::: Data block :::

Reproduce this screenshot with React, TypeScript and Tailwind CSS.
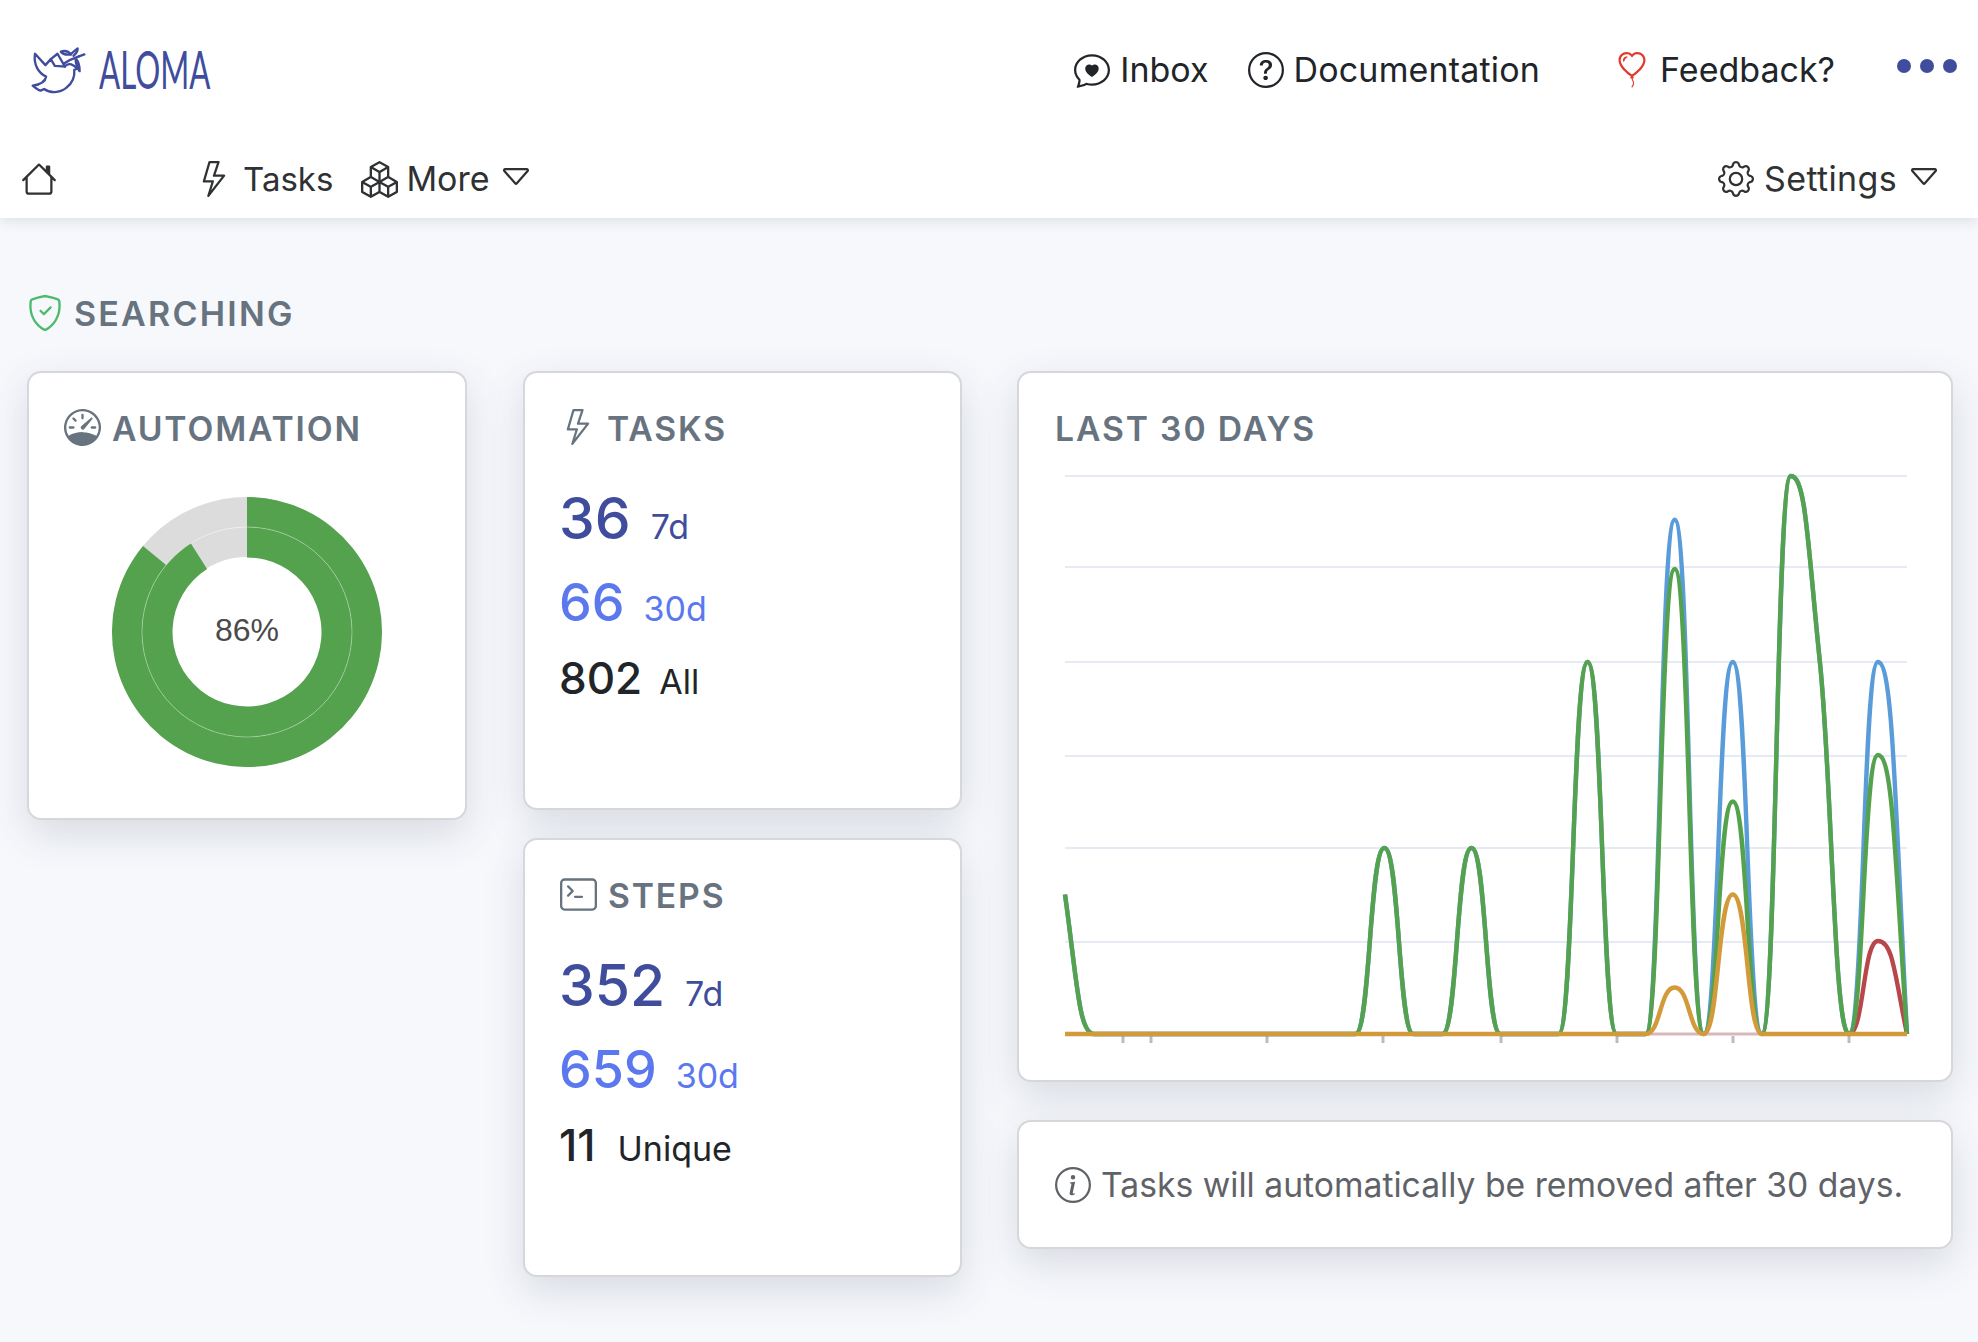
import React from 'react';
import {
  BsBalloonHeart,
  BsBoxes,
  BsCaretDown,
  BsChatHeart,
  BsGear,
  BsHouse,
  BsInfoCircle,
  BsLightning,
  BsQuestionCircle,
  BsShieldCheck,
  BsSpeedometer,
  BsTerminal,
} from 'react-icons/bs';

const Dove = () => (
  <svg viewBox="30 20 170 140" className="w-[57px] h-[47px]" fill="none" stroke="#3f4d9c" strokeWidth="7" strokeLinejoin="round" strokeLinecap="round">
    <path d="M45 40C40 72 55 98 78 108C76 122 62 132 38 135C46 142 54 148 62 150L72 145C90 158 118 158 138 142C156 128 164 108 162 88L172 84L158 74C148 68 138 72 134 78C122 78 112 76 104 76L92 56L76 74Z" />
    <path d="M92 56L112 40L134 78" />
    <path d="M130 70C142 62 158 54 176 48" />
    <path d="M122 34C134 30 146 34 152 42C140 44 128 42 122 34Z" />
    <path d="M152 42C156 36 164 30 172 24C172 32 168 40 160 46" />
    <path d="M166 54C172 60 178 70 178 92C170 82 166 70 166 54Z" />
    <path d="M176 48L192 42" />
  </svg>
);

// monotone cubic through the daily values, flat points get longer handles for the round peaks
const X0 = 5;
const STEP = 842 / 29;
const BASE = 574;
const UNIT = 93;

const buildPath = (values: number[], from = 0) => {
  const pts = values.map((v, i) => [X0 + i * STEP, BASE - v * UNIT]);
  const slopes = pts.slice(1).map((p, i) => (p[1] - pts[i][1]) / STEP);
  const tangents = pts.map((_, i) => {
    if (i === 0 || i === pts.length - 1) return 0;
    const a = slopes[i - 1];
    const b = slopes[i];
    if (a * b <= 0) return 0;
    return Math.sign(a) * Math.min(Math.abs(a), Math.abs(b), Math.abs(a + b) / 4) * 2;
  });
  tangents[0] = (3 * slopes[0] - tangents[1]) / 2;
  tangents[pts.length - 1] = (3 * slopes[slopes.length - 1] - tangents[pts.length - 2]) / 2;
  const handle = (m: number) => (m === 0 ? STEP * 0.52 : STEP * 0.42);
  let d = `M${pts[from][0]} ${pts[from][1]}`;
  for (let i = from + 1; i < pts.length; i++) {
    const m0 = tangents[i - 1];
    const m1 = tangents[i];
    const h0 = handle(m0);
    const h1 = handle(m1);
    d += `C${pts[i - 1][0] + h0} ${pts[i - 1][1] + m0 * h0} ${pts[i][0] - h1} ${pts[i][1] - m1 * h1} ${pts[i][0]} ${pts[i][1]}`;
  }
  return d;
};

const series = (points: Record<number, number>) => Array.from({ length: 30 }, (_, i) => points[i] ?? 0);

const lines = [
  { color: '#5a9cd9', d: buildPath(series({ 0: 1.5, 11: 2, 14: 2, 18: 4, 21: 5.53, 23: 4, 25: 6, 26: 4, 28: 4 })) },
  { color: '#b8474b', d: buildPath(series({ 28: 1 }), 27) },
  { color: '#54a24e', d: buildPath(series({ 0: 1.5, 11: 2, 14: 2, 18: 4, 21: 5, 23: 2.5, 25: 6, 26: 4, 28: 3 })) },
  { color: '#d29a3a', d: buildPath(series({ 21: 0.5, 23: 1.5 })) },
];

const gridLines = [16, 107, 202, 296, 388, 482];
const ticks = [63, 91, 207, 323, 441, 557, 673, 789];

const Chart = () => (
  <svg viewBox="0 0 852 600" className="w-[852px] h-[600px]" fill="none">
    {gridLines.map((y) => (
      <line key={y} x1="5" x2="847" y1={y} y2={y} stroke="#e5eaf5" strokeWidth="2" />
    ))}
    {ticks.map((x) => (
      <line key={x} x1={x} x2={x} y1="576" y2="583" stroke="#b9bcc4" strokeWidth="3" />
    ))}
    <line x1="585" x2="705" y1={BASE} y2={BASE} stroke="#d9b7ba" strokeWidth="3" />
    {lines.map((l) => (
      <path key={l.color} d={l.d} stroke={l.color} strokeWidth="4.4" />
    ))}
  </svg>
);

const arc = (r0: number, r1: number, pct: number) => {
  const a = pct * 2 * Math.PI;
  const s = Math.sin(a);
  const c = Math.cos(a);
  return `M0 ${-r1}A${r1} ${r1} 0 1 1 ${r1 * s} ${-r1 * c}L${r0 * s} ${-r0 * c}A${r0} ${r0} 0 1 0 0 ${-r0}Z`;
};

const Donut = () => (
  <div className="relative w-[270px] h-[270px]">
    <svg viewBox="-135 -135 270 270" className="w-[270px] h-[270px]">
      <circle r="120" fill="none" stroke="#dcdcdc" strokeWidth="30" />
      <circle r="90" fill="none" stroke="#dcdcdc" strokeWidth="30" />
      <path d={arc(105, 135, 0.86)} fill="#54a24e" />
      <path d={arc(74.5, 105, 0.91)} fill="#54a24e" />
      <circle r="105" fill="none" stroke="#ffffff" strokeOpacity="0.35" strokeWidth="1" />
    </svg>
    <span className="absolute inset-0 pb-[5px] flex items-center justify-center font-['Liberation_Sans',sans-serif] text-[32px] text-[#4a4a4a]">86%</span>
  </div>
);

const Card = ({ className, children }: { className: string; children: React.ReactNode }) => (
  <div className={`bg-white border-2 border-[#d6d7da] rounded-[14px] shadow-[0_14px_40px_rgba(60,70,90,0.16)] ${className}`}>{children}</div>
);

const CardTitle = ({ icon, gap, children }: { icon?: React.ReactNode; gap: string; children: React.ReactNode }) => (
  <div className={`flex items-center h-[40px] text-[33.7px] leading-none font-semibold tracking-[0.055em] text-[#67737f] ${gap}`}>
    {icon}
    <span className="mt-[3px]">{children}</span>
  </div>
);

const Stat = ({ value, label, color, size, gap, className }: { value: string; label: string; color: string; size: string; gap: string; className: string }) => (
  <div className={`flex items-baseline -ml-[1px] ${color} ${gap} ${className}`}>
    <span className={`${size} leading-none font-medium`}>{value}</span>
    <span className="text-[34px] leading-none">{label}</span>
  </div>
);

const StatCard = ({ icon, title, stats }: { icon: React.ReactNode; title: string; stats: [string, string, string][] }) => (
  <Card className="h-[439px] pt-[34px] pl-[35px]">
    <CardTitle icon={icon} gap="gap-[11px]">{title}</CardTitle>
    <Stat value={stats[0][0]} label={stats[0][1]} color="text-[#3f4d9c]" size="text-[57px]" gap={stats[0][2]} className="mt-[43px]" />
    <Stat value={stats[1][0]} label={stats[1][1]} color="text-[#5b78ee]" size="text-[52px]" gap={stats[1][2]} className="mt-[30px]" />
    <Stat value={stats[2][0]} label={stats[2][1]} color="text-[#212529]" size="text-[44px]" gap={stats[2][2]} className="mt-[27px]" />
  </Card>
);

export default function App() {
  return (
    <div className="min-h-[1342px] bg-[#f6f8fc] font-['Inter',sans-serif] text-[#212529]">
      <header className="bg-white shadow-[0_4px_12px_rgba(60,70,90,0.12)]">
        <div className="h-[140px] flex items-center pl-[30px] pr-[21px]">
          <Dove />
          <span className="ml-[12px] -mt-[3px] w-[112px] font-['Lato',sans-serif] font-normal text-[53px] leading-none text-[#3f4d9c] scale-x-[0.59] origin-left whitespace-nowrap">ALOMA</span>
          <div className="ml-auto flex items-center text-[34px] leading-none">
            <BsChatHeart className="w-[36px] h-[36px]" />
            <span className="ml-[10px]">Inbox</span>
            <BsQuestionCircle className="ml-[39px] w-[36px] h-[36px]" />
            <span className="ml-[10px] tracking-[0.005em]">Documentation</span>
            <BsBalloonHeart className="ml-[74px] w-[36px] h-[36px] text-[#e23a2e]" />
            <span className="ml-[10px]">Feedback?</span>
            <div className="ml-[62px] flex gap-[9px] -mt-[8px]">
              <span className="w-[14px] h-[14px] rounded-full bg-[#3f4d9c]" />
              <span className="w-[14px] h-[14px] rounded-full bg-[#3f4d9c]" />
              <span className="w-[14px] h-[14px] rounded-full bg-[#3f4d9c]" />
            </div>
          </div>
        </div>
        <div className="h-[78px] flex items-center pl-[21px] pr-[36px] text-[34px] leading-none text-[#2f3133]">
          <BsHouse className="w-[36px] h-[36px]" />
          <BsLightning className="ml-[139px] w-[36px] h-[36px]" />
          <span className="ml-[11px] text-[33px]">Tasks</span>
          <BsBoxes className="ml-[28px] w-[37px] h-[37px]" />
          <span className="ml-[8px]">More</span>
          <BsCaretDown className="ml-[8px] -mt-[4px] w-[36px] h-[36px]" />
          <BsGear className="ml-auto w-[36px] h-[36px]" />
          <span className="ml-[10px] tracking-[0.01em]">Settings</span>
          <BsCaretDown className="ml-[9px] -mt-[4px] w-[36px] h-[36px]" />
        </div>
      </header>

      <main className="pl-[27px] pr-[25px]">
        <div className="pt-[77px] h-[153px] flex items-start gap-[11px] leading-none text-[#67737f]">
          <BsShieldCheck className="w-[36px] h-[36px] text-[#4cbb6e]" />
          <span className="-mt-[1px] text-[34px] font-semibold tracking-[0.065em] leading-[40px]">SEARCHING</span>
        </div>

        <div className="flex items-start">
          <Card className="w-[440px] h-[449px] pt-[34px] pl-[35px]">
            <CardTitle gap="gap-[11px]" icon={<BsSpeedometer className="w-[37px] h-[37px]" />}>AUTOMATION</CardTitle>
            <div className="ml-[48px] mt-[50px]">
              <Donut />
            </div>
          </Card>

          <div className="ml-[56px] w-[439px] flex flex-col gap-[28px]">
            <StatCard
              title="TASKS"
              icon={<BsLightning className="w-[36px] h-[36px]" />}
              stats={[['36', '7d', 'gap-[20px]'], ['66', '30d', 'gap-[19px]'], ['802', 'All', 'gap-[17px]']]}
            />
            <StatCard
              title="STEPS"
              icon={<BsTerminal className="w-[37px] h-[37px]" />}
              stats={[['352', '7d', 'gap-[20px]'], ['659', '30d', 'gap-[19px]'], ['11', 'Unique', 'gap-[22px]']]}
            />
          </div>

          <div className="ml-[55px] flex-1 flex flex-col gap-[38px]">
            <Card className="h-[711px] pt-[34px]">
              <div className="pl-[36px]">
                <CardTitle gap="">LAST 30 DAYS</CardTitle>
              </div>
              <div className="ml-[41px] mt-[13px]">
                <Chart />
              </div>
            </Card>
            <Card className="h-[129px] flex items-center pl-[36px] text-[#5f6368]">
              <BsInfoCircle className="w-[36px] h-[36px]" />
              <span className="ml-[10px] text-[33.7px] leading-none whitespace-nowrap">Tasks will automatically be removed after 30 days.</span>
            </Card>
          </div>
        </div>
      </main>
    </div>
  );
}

:::

## Written problem
Only lines belong in the copy: transcribe those from the start of the data through the line that contains "const UNIT = 93;", and skip the pictures.

## Expected output
Reproduce this screenshot with React, TypeScript and Tailwind CSS.
import React from 'react';
import {
  BsBalloonHeart,
  BsBoxes,
  BsCaretDown,
  BsChatHeart,
  BsGear,
  BsHouse,
  BsInfoCircle,
  BsLightning,
  BsQuestionCircle,
  BsShieldCheck,
  BsSpeedometer,
  BsTerminal,
} from 'react-icons/bs';

const Dove = () => (
  <svg viewBox="30 20 170 140" className="w-[57px] h-[47px]" fill="none" stroke="#3f4d9c" strokeWidth="7" strokeLinejoin="round" strokeLinecap="round">
    <path d="M45 40C40 72 55 98 78 108C76 122 62 132 38 135C46 142 54 148 62 150L72 145C90 158 118 158 138 142C156 128 164 108 162 88L172 84L158 74C148 68 138 72 134 78C122 78 112 76 104 76L92 56L76 74Z" />
    <path d="M92 56L112 40L134 78" />
    <path d="M130 70C142 62 158 54 176 48" />
    <path d="M122 34C134 30 146 34 152 42C140 44 128 42 122 34Z" />
    <path d="M152 42C156 36 164 30 172 24C172 32 168 40 160 46" />
    <path d="M166 54C172 60 178 70 178 92C170 82 166 70 166 54Z" />
    <path d="M176 48L192 42" />
  </svg>
);

// monotone cubic through the daily values, flat points get longer handles for the round peaks
const X0 = 5;
const STEP = 842 / 29;
const BASE = 574;
const UNIT = 93;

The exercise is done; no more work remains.